Dans le Manifeste du parti communiste, Marx et Engels font du prolétariat – ceux qui ne possèdent que leurs bras, c’est-à-dire leur force de travail – la classe révolutionnaire :

« De toutes les classes qui, à l’heure présente, s’opposent à la bourgeoisie, le prolétariat seul est une classe vraiment révolutionnaire. Les autres classes périclitent et périssent avec la grande industrie ; le prolétariat, au contraire, en est le produit le plus authentique. »

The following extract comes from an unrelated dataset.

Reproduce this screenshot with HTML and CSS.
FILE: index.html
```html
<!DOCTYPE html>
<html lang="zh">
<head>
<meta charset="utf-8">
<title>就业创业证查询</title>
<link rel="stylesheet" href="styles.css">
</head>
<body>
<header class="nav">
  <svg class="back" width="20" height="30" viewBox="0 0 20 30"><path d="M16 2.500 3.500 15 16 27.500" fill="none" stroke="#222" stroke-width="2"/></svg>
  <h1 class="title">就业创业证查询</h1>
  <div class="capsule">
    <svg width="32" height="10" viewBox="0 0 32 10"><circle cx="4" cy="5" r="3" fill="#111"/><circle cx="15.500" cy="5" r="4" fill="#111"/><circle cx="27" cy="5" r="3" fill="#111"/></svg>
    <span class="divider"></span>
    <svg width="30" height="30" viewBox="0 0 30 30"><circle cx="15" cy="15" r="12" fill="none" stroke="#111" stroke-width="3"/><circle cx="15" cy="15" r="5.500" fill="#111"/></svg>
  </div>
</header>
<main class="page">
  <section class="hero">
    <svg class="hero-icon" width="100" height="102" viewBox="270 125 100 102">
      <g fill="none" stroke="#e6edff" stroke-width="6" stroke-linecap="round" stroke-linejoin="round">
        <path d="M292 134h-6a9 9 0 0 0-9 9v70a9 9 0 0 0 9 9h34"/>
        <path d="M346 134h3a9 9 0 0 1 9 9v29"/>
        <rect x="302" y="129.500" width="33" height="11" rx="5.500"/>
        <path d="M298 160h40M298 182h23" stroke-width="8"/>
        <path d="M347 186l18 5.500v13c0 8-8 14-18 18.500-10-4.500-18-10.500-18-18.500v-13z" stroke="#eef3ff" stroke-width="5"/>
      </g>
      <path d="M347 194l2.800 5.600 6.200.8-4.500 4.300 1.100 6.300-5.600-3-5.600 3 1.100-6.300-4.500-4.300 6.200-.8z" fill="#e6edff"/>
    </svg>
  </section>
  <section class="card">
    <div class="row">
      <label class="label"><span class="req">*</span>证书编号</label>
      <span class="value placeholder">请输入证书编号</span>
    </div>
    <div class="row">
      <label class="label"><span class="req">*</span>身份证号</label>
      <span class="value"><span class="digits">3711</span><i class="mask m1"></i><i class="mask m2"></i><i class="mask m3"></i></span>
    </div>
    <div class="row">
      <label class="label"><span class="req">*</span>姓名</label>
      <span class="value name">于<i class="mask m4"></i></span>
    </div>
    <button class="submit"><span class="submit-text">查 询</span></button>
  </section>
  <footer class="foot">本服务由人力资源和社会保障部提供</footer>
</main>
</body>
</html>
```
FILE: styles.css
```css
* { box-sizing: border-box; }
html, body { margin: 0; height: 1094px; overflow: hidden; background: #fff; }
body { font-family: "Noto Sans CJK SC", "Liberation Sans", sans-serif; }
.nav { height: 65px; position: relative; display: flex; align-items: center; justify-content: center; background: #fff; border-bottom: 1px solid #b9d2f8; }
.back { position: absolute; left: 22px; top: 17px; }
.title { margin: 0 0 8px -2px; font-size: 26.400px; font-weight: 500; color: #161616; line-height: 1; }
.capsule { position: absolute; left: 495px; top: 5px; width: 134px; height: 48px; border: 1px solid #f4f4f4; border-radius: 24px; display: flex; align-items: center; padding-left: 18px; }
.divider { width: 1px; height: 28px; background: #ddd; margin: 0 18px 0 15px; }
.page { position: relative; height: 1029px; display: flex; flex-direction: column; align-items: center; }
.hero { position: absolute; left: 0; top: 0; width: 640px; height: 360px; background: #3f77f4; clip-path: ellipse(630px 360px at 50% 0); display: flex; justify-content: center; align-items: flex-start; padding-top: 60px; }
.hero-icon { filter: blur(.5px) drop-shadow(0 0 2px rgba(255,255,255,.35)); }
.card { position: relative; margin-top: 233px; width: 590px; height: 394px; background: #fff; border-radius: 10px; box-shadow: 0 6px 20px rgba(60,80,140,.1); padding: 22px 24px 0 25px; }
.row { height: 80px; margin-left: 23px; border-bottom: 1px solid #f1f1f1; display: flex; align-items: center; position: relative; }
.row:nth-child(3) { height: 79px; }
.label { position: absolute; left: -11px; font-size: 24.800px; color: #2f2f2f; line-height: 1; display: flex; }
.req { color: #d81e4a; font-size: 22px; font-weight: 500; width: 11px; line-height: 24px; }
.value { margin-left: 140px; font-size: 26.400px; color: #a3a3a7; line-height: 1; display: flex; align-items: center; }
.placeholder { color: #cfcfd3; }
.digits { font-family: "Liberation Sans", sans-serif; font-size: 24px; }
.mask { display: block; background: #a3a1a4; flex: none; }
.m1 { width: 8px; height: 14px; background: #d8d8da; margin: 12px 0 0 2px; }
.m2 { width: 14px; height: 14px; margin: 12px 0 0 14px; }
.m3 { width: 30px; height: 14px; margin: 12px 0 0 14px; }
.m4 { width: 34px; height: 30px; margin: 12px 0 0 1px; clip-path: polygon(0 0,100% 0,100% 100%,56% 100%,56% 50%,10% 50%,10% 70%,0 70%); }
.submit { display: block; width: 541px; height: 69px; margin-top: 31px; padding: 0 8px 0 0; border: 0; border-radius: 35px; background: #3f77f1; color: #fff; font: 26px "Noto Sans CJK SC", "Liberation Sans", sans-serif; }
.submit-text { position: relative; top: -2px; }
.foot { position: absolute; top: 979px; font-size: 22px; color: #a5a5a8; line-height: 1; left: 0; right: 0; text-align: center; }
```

Karl Marx, Friedrich Engels, Le manifeste du Parti Communiste, 1847.
espace

Marx et Engels considèrent que l’époque moderne est de plus en plus clairement l’époque de l’affrontement de deux classes : la bourgeoisie (les propriétaires des moyens de production) et le prolétariat. Ils considèrent que « Le mouvement prolétarien est le mouvement spontané de l’immense majorité au profit de l’immense majorité » (ibid.). Mais sa victoire implique selon eux de « faire sauter toute la superstructure des couches qui constituent la société officielle ». Par une telle « superstructure », il faut notamment comprendre l’ensemble des lois et institutions qui existent, et qui – pour Marx et Engels – ont pour cœur le droit de propriété des individus « libres » (comme on l’a vu). Cette superstructure administre selon eux la société civile d’une façon telle que cela favorise profondément les possédants.

La perspective révolutionnaire qui est celle de Marx et Engels se comprend à partir de l’idée d’une imminence de la révolution (« la lutte des classes approche de l’heure décisive », ibid.), dans le contexte des années 1840 en Europe. Cela a abouti effectivement à des épisodes révolutionnaires en 1848, mais sans rencontrer tout le succès escompté du point de vue des théoriciens communistes.

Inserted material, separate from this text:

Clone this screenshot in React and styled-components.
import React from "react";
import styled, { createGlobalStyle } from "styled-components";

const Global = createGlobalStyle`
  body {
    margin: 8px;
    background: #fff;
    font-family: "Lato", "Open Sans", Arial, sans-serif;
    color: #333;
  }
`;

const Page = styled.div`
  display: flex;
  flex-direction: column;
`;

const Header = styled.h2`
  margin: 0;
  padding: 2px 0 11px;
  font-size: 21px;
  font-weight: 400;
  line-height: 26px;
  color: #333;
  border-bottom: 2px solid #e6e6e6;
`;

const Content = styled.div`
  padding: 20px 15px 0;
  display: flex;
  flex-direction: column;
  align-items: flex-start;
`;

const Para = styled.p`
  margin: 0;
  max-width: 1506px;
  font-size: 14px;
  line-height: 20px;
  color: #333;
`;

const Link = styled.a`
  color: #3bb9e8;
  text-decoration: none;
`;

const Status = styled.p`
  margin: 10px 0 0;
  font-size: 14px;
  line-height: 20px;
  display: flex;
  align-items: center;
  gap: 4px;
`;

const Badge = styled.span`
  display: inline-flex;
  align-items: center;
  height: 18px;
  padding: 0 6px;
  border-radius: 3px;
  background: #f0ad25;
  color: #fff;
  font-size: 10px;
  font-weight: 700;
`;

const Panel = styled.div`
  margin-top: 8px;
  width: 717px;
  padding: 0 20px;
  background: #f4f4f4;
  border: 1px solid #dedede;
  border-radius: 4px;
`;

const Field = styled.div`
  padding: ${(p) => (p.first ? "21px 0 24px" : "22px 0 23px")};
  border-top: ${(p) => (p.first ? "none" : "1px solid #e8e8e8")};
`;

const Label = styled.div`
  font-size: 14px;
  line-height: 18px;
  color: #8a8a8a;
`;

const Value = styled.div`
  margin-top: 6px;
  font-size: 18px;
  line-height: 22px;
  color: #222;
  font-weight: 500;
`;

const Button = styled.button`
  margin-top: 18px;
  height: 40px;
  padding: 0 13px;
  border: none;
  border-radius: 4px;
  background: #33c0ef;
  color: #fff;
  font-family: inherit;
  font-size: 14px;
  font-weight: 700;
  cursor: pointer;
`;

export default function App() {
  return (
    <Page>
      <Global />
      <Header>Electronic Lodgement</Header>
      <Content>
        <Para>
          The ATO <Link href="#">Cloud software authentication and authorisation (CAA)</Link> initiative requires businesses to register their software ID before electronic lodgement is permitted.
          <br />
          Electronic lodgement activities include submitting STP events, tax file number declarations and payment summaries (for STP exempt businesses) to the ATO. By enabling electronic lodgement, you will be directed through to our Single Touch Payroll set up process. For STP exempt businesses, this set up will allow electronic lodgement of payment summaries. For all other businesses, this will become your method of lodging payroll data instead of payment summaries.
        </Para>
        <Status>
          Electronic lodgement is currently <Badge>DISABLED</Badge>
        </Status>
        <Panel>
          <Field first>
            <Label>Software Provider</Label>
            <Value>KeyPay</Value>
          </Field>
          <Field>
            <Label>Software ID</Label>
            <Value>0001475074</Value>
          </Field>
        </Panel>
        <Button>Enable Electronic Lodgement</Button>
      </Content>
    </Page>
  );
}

Marx et Engels considèrent d’ailleurs que ces derniers jouent un rôle dans le processus révolutionnaire qui se met en place :

« le processus de décomposition de la classe dominante, de la vieille société tout entière, prend un caractère si violent et si âpre qu’une petite fraction de la classe dominante se détache de celle-ci et se rallie à la classe révolutionnaire, à la classe qui porte en elle l’avenir » (ibid.). Ce que Marx et Engels comprennent par une analogie avec la Révolution française (bourgeoise) : « De même que, jadis, une partie de la noblesse passa à la bourgeoisie, de nos jours une partie de la bourgeoisie passe au prolétariat, et, notamment, cette partie des idéologues bourgeois qui se sont haussés jusqu’à la compréhension théorique de l’ensemble du mouvement historique » (ibid.). En fait, Marx et Engels parlent à ce moment des philosophes et des intellectuels eux-mêmes, qui, venant alors pour la plupart de la bourgeoisie, se sont – pour certains d’entre eux – extraits de cette position de classe afin de rejoindre les intérêts et assumer les objectifs de la classe du prolétariat. Et ce de la même façon que certains aristocrates, au moment de la Révolution Française, ont pu épouser la cause de la bourgeoisie révolutionnaire.

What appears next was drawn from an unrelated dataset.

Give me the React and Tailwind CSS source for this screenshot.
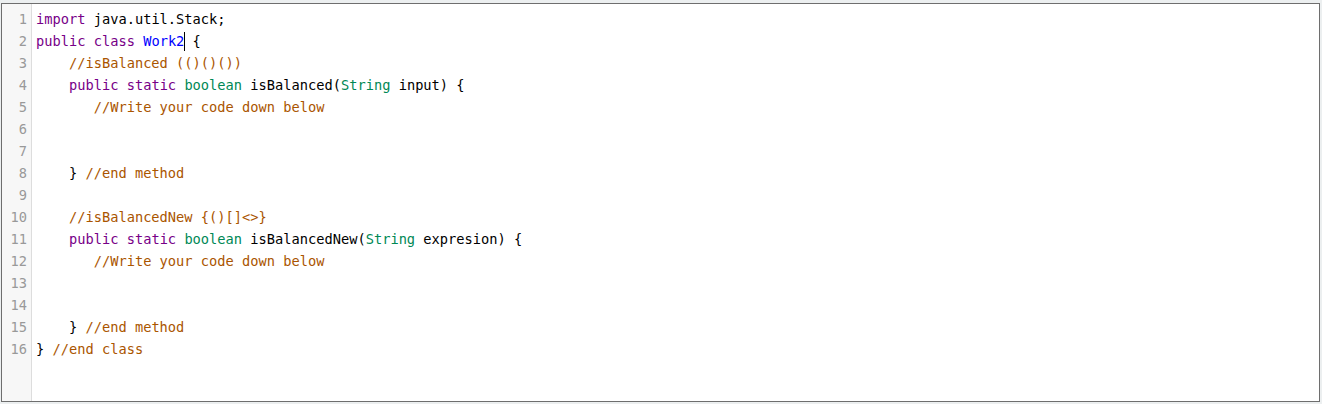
import React from "react";

const K = ({ children }) => <span className="text-[#770088]">{children}</span>;
const T = ({ children }) => <span className="text-[#008855]">{children}</span>;
const D = ({ children }) => <span className="text-[#0000ff]">{children}</span>;
const C = ({ children }) => <span className="text-[#aa5500]">{children}</span>;

const lines = [
  <>
    <K>import</K> java.util.Stack;
  </>,
  <>
    <K>public</K> <K>class</K> <D>Work2</D>
    <span className="relative inline-block w-0 h-[19px] align-[-5px]">
      <span className="absolute left-0 top-0 h-[19px] w-px bg-black" />
    </span>{" "}
    {"{"}
  </>,
  <>
    {"    "}
    <C>//isBalanced (()()())</C>
  </>,
  <>
    {"    "}
    <K>public</K> <K>static</K> <T>boolean</T> isBalanced(<T>String</T> input) {"{"}
  </>,
  <>
    {"       "}
    <C>//Write your code down below</C>
  </>,
  <>{""}</>,
  <>{""}</>,
  <>
    {"    } "}
    <C>//end method</C>
  </>,
  <>{""}</>,
  <>
    {"    "}
    <C>{"//isBalancedNew {()[]<>}"}</C>
  </>,
  <>
    {"    "}
    <K>public</K> <K>static</K> <T>boolean</T> isBalancedNew(<T>String</T> expresion) {"{"}
  </>,
  <>
    {"       "}
    <C>//Write your code down below</C>
  </>,
  <>{""}</>,
  <>{""}</>,
  <>
    {"    } "}
    <C>//end method</C>
  </>,
  <>
    {"} "}
    <C>//end class</C>
  </>,
];

export default function App() {
  return (
    <div className="w-[1322px] h-[404px] bg-[#eceff0] pt-[3px] pl-[1px] overflow-hidden">
      <div
        className="w-[1319px] h-[399px] border border-[#6e6e6e] bg-white flex text-[13.7px]"
        style={{ fontFamily: '"DejaVu Sans Mono", monospace' }}
      >
        <div className="w-[30px] shrink-0 bg-[#f7f7f7] border-r border-[#dddddd] pt-[4px]">
          {lines.map((_, i) => (
            <div key={i} className="h-[22px] leading-[22px] text-right pr-[4px] text-[#999999]">
              {i + 1}
            </div>
          ))}
        </div>
        <div className="flex-1 pt-[4px] pl-[4px]">
          {lines.map((l, i) => (
            <div key={i} className="h-[22px] leading-[22px] whitespace-pre text-black">
              {l}
            </div>
          ))}
        </div>
      </div>
    </div>
  );
}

De façon plus générale, la lecture de l’histoire qui est celle de Marx et Engels consiste à dire qu’il existe certaines manières d’organiser la production économique, en correspondance avec certaines structures (ou superstructures) juridiques et politiques. Ainsi, la tripartition juridico-politique de l’Ancien Régime entre :
1°/ ceux qui travaillent (Tiers-État), 2°/ ceux qui combattent (Noblesse) et 3°/ ceux qui prient (Clergé) convenait à certaines façons d’organiser la production et les échanges économiques, autour principalement de la paysannerie (et des serfs, au Moyen Âge), dans une relation verticale au seigneur, qui lui-même était dans une relation de vassalité à l’égard de son suzerain auprès de qui il s’était engagé (le roi étant le suzerain des suzerains). Dans ce système, une distinction de nature était établie entre aristocrates et roturiers (différence de naissance), et peu de différences de statut étaient au contraire établies à l’intérieur du « Tiers-État », qui comprenait les plus riches comme les plus pauvres, les plus éduqués comme les moins éduqués, des non-aristocrates. Seulement, cette correspondance entre base socio-économique, d’une part, et superstructure juridico-politique de l’autre, a progressivement volé en éclats : c’est-à-dire que sous le manteau de la superstructure d’Ancien Régime s’est progressivement glissée une autre manière d’organiser la production, au profit de la bourgeoisie (au départ cantonnée juridiquement au Tiers-État). La Révolution Française a consisté (selon les marxistes) dans le renversement des anciennes superstructures, afin de mettre en place une superstructure juridique et politique beaucoup plus adaptée à l’organisation nouvelle de l’économie (autour de deux classes : bourgeoisie et prolétariat). C’est ce que nous avions repéré à propos de notre examen de la lecture marxiste des Déclarations des droits de l’homme.

Exercice À partir de ce qui précède, engagez l’analyse de la notion de peuple, puis comparez les conceptions du pouvoir du peuple selon La Boétie, Hobbes, Locke, Rousseau et Marx (et Engels).